If the simulation is not spotted during the match, some form of retrospective punishment should be applied. Perhaps a yellow card added to the player’s record, or a ruling made that they cannot start the next match, although they would still be available for selection.

There’s even an argument that such play-acting should come under ‘Misconduct Considered to have Discredited the Association’, which results in a minimum 8-week suspension.

The Rules would need to be altered to implement such punishments, of course.

For now, though, referees need to start handing out yellow cards to the play-acters, not just wagging a finger at them and telling them to get up.

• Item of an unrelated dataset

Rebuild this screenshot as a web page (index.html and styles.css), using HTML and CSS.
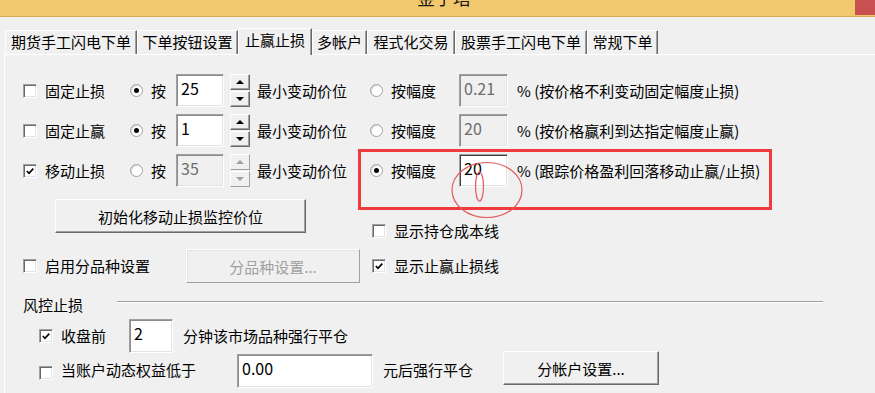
FILE: index.html
```html
<!DOCTYPE html>
<html lang="zh-CN">
<head>
<meta charset="utf-8">
<title>金子塔</title>
<link rel="stylesheet" href="styles.css">
</head>
<body>
<div class="window">
  <div class="titlebar">
    <div class="title">金子塔</div>
    <div class="close"></div>
  </div>
  <div class="tabs">
    <div class="tab t1">期货手工闪电下单</div>
    <div class="tab t2">下单按钮设置</div>
    <div class="tab t3 active">止赢止损</div>
    <div class="tab t4">多帐户</div>
    <div class="tab t5">程式化交易</div>
    <div class="tab t6">股票手工闪电下单</div>
    <div class="tab t7">常规下单</div>
  </div>
  <div class="panel">
    <div class="opt-row first">
      <span class="chk"></span><span class="lbl">固定止损</span>
      <span class="radio on"></span><span class="lbl">按</span>
      <div class="edit">25</div>
      <div class="spin-cell"><div class="spin"><div class="spin-btn"><i class="up"></i></div><div class="spin-btn"><i class="down"></i></div></div></div>
      <span class="lbl">最小变动价位</span>
      <span class="radio"></span><span class="lbl">按幅度</span>
      <div class="edit disabled">0.21</div>
      <span class="lbl pct">% (按价格不利变动固定幅度止损)</span>
    </div>
    <div class="opt-row">
      <span class="chk"></span><span class="lbl">固定止赢</span>
      <span class="radio on"></span><span class="lbl">按</span>
      <div class="edit">1</div>
      <div class="spin-cell"><div class="spin"><div class="spin-btn"><i class="up"></i></div><div class="spin-btn"><i class="down"></i></div></div></div>
      <span class="lbl">最小变动价位</span>
      <span class="radio"></span><span class="lbl">按幅度</span>
      <div class="edit disabled">20</div>
      <span class="lbl pct">% (按价格赢利到达指定幅度止赢)</span>
    </div>
    <div class="opt-row third">
      <span class="chk"><svg class="tick" viewBox="0 0 10 10"><path d="M1.8 5 L4 7.3 L8.3 2.6"/></svg></span><span class="lbl">移动止损</span>
      <span class="radio"></span><span class="lbl">按</span>
      <div class="edit disabled">35</div>
      <div class="spin-cell"><div class="spin off"><div class="spin-btn"><i class="up"></i></div><div class="spin-btn"><i class="down"></i></div></div></div>
      <span class="lbl">最小变动价位</span>
      <span class="radio on"></span><span class="lbl">按幅度</span>
      <div class="edit focus">20</div>
      <span class="lbl pct">% (跟踪价格盈利回落移动止赢/止损)</span>
    </div>

    <div class="mid">
      <div class="mid-left">
        <div class="btn init">初始化移动止损监控价位</div>
        <div class="split-row">
          <span class="chk"></span><span class="lbl">启用分品种设置</span>
          <div class="btn disabled">分品种设置...</div>
        </div>
      </div>
      <div class="mid-right">
        <div class="chk-line"><span class="chk"></span><span class="lbl">显示持仓成本线</span></div>
        <div class="chk-line"><span class="chk"><svg class="tick" viewBox="0 0 10 10"><path d="M1.8 5 L4 7.3 L8.3 2.6"/></svg></span><span class="lbl">显示止赢止损线</span></div>
      </div>
    </div>

    <div class="group-head">
      <span class="lbl">风控止损</span>
      <span class="group-line"></span>
    </div>
    <div class="risk-row close-row">
      <span class="chk"><svg class="tick" viewBox="0 0 10 10"><path d="M1.8 5 L4 7.3 L8.3 2.6"/></svg></span><span class="lbl">收盘前</span>
      <div class="edit">2</div>
      <span class="lbl after">分钟该市场品种强行平仓</span>
    </div>
    <div class="risk-row equity-row">
      <span class="chk"></span><span class="lbl">当账户动态权益低于</span>
      <div class="edit">0.00</div>
      <span class="lbl after">元后强行平仓</span>
      <div class="btn acct">分帐户设置...</div>
    </div>
  </div>

  <div class="annot-box"></div>
  <svg class="annot-circles" viewBox="0 0 100 80" width="100" height="80">
    <ellipse cx="47" cy="40" rx="35" ry="27.5"/>
    <ellipse cx="39.5" cy="36.5" rx="4" ry="14.5"/>
  </svg>
</div>
</body>
</html>
```
FILE: styles.css
```css
* { box-sizing: border-box; }
html, body { margin: 0; padding: 0; }
body {
  width: 875px;
  height: 393px;
  overflow: hidden;
  background: #f0f0f0;
  font-family: "Noto Sans CJK SC", "Microsoft YaHei", sans-serif;
  font-size: 15px;
  color: #000;
}
.window { position: relative; height: 393px; }

/* title bar */
.titlebar {
  height: 17px;
  background: #f1c96c;
  border-bottom: 1px solid #d6ad57;
  display: flex;
  overflow: hidden;
}
.title {
  margin-left: 417px;
  margin-top: -12px;
  font-size: 18px;
  line-height: 18px;
  color: #1a1a1a;
  white-space: nowrap;
}
.close {
  margin-left: auto;
  width: 20px;
  height: 15px;
  background: #c75050;
}

/* tabs */
.tabs {
  display: flex;
  align-items: flex-end;
  height: 26px;
  margin-top: 11px;
  padding-left: 5px;
  position: relative;
  z-index: 1;
}
.tab {
  height: 24px;
  line-height: 22px;
  text-align: center;
  white-space: nowrap;
  background: #f0f0f0;
  border-top: 1px solid #fff;
  border-left: 1px solid #fff;
  border-right: 1px solid #696969;
  box-shadow: inset -1px 0 #a0a0a0;
}
.tab.active { height: 27px; margin-bottom: -1px; }
.t1 { width: 132px; }
.t2 { width: 101px; }
.t3 { width: 74px; }
.t4 { width: 55px; }
.t5 { width: 88px; }
.t6 { width: 132px; }
.t7 { width: 71px; }

/* panel */
.panel {
  margin-left: 4px;
  height: 339px;
  border-top: 1px solid #fff;
  border-left: 1px solid #fff;
}

.lbl { line-height: 22px; white-space: nowrap; }

/* controls */
.chk {
  width: 14px;
  height: 14px;
  background: #fff;
  border: 1px solid;
  border-color: #a0a0a0 #fff #fff #a0a0a0;
  box-shadow: inset 1px 1px #696969, inset -1px -1px #e3e3e3;
  display: flex;
  align-items: center;
  justify-content: center;
}
.tick { width: 10px; height: 10px; }
.tick path { fill: none; stroke: #000; stroke-width: 1.7; }

.radio {
  width: 13px;
  height: 13px;
  border-radius: 50%;
  background: #fff;
  border: 1px solid #a2a2a2;
  box-shadow: inset 1px 1px #d8d8d8;
  display: flex;
  align-items: center;
  justify-content: center;
}
.radio.on::after {
  content: "";
  width: 5px;
  height: 5px;
  border-radius: 50%;
  background: #000;
}

.edit {
  height: 33px;
  background: #fff;
  border: 1px solid;
  border-color: #a0a0a0 #fff #fff #a0a0a0;
  box-shadow: inset 1px 1px #8c8c8c, inset -1px -1px #e3e3e3;
  font-size: 16px;
  line-height: 22px;
  padding: 2px 4px;
  white-space: nowrap;
}
.edit.disabled { background: #f0f0f0; color: #6d6d6d; }
.edit.focus { box-shadow: inset 1px 1px #404040, inset -1px -1px #e3e3e3; }

.spin-cell { padding-left: 6px; }
.spin { display: flex; flex-direction: column; gap: 1px; width: 20px; }
.spin-btn {
  height: 16px;
  background: #f0f0f0;
  border: 1px solid;
  border-color: #fff #696969 #696969 #fff;
  box-shadow: inset -1px -1px #a0a0a0;
  display: flex;
  align-items: center;
  justify-content: center;
}
.spin-btn i { width: 0; height: 0; border-left: 4px solid transparent; border-right: 4px solid transparent; }
.spin-btn .up { border-bottom: 4px solid #000; }
.spin-btn .down { border-top: 4px solid #000; }
.spin.off .spin-btn { border-color: #fff #a0a0a0 #a0a0a0 #fff; box-shadow: none; }
.spin.off .up { border-bottom-color: #a0a0a0; }
.spin.off .down { border-top-color: #a0a0a0; }

.btn {
  height: 34px;
  background: #f0f0f0;
  border: 1px solid;
  border-color: #fff #696969 #696969 #fff;
  box-shadow: inset -1px -1px #a0a0a0;
  display: flex;
  align-items: center;
  justify-content: center;
  white-space: nowrap;
}
.btn.disabled {
  color: #a0a0a0;
  border-color: #fff #a0a0a0 #a0a0a0 #fff;
  box-shadow: inset 1px 1px #e3e3e3;
}

/* option rows */
.opt-row {
  display: grid;
  grid-template-columns: 22px 85px 21px 25px 48px 33px 113px 21px 68px 49px auto;
  align-items: center;
  height: 33px;
  padding-left: 18px;
  margin-top: 7px;
}
.opt-row.first { margin-top: 19px; }
.opt-row.third { margin-top: 7px; }
.pct { padding-left: 9px; }

/* middle section */
.mid { display: flex; margin-top: 12px; }
.mid-left { width: 367px; }
.init { margin-left: 50px; width: 251px; }
.split-row {
  display: grid;
  grid-template-columns: 22px 141px 174px;
  align-items: center;
  height: 34px;
  padding-left: 18px;
  margin-top: 16px;
}
.mid-right { padding-top: 21px; display: flex; flex-direction: column; gap: 13px; }
.chk-line { display: grid; grid-template-columns: 22px auto; align-items: center; height: 22px; }

/* risk group */
.group-head { display: flex; align-items: flex-start; margin-top: 11px; padding-left: 18px; height: 22px; }
.group-line {
  width: 706px;
  margin-left: 34px;
  margin-top: 7px;
  height: 2px;
  border-top: 1px solid #a0a0a0;
  border-bottom: 1px solid #fff;
}
.risk-row { display: grid; align-items: center; padding-left: 34px; }
.close-row {
  grid-template-columns: 22px 68px 44px auto;
  height: 34px;
  margin-top: 3px;
}
.close-row .edit { height: 34px; }
.after { padding-left: 10px; }
.equity-row {
  grid-template-columns: 22px 176px 136px 130px 156px;
  height: 37px;
  margin-top: -2px;
}
.equity-row .edit { height: 34px; align-self: end; }
.equity-row .acct { align-self: start; }
.equity-row .chk { margin-top: 6px; }

/* annotations drawn over the screenshot */
.annot-box {
  position: absolute;
  left: 358px;
  top: 149px;
  width: 414px;
  height: 61px;
  border: 3px solid #ef3b3b;
  pointer-events: none;
}
.annot-circles { position: absolute; left: 440px; top: 150px; pointer-events: none; }
.annot-circles ellipse { fill: none; stroke: #e45a5a; stroke-width: 1.2; }
```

There are cameras at almost every game. Videos are shared between counties for the purposes of tactical analysis; they should be routinely and automatically shared with the provincial and central councils.

Just as play-acting should be punished, so should thuggery.

Physicality still must have its proper place, though.

Referees should be encouraged to recognise the fine art of the fair shoulder.

Players are scared to tackle the ball nowadays because too often referees penalise them incorrectly.

It’s quite right that match officials are on the look-out for dangerous charges/ barges, from the front or back, which can cause head or neck injuries.

Yet they should also be able to see when a player has met an opponent shoulder to shoulder.

If we can have a Championship of fewer scores (because of more tackles) but more roars (greeting big hits), then this could be a very good year.